No. You are overlooking the obvious. This would not have been the gods of Egypt being humiliated by some desert slave god. No, they would have interpreted it as their own gods turning their back on the Two Lands because of our sinfulness/the people no longer doing as the priests told them/the King no longer doing as the priests told him/the divine blood of the kings running thin so our gloriosu new Pharaoh had to step up, depose the old one and install his own divine bloodline as the new Dynasty, etc. Hell, the Bible overfloes with such moments.
it just doesn't fit the historical timeline laid out by historians
A timeline that - unlike the Bible - is backed up by the records of the other contemporary nations and by astronomy, to the point that, by the New Kingdom, we get a precision of years and negligible afterwards.

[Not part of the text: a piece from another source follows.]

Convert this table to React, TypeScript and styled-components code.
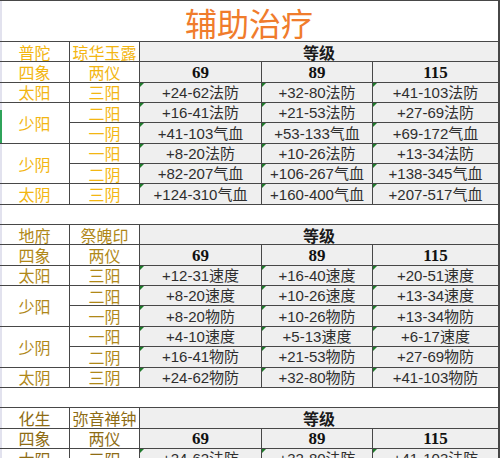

There is a small pyramid tomb that has a statue of a man dressed in multicolored clothes just like Jacob's favorite son Josephn
Because surely, Joseph, son of Jacob, son of Isaak, son of Abraham, was the only person ever who wore clothes of more than one colour in the Ancient Orient. Wait, wasn’t it specifically a fancy coat, not simply generally multicoloured clothes?
So, a few moments of research… first, no one is really sure what exactly is meant by the description beyond it being highly decorated. Also, it was a coat Joseph had not in Egypt, but before he was sold into slavery, gifted to him by Jacob; indeed, his half-brothers ruin it as forged evidence for his death.
The problem is the saying is all wrong, the Pharoah wasn't Rameses, but another.
Ah yes. The Bible has endless lists of people who have no lore beyond their name, their first-born son and their age at death. But one of its most significant and memorable villains, whose defeat you would certainly want to remember? He does not get a name, only a title.
(But them, the Big Bad does who is oh so central to the grand story only suddendly turns up in much much later books aside from a far-fetched retcon cameo…)
And the Egyptians have written about it, vaguely.
You mean the Ipuwer Papyrus? It does not fit that well, and in any case, it is about the Old Kingdom, far too early for Exodus. Of course, given that the Papyrus woukd predate Exodus by several centuries, who is to say that the authors of Exodus did not base their story of the G’Tach on the papyrus or other Egyptian stories like that?